Hacía tres meses y medio
que no entraba en mi casa.
Esta es una historia tan
corriente, tan de todos y cada uno, que tal vez no merezca la pena
que la cuente. Puede que no haya tampoco mucha carne pegada al hueso:
me subí al coche, hice 200 kilómetros. Bajé sujetándome los bajos
de la blusa para que el poniente no me pusiera al desnudo tan pronto.
Toda precaución es poca allí donde los vientos se desatan. Un día
hablaré a fondo sobre el viento. Diré que cuando aprendes a
aguantar las batidas de un espíritu descarnado e imperioso te
sientes un ser mineral y quizás ya nada puede herirte. Erosionarte,
sí, dejarte suave y monda. Pero yo aún no he aprendido. El viento
todavía se adelanta a la visión tranquila de mi casa.

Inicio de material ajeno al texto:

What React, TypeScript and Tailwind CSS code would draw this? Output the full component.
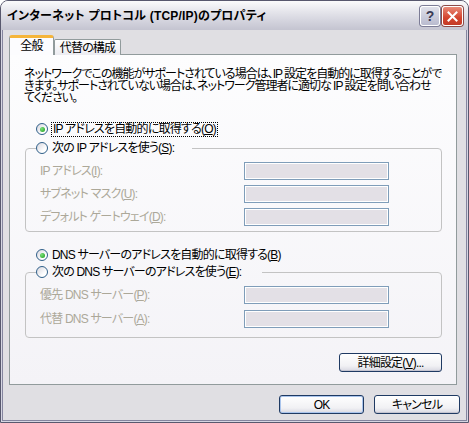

Pero ahí está, desmelenada
y como trémula, y no necesito explicarte cómo me siento. Si tú no
has cebado esta primavera ni una mínima historia de deseo y
añoranza, date por iluminada. Quizás estés más allá del corte
psicológico medio. Por arriba o por abajo. En mi casa todo sigue en
su sitio, salvo detalles decorativos. Dar con ellos es lo que hace
que la mirada y los regresos tengan sentido. La hierbabuena desbocada
en mi huerto de olores. Los higos en sus higueras, pequeñitos, duros
y morados: si tuviera que ilustrar la futura entrada en el
diccionario de la palabra preadolescencia elegiría esa
imagen. El suelo granizado de peritas sanjuaneras. Mi padre más
delgado y mi madre suave.
¿Puede limitarse una
historia a contar a gritos que seguimos vivos? En el fondo todas las
historias que importan tratan de lo mismo. Qué le pasó al héroe,
qué hizo para mantenerse con vida, qué tuvo que sacrificar por el
camino. Nosotros no somos héroes y por ahora lo conseguimos. Que
cada cual decida si el tiempo y la distancia que usamos para ello fue
más un regalo que un sacrificio.
Una historia tan común que
ya está contada en tu cabeza. Una historia a la vez tan íntima. El
meollo de mí que en ella late es la creencia de que sólo aquella es
mi casa, no la que abro cada día con las llaves que llevo en un
bolsillo. Esa no deja de ser otra historia, una muy vieja que me
cuento. Ahora me creo con fuerza para decir que todo este tiempo,
toda esta distancia, han estado operando discretamente en mí y
rescribiéndome los relatos.
Mi casa no ha cambiado,
porque no ha cambiado el amor que siento por ella. Mi casa no es
siquiera aquel espacio físico que se deja hacer a fuerza de sol y
viento. No está en un sitio que nunca alcanzo: me he pasado toda mi
vida moviéndome o queriendo hacerlo para llegar a intuirlo. Mi casa
no está aquí o allí, cerca o lejos, sino adentro y ahora. Tiene un
revestimiento impermeable contra el deseo y la añoranza. No puedo
contar, pues, muchas historias. Seguimos vivos.
Y haciendo crecer las cosas. |
Yo he tardado en reconocer que mi casa no es un lugar material. Hay un lugar donde pago la hipoteca y me siento cómodo pero mi casa... Mi casa es pequeña como un pendrive y tan grande como para contener a toda mi familia y la gente que quiero.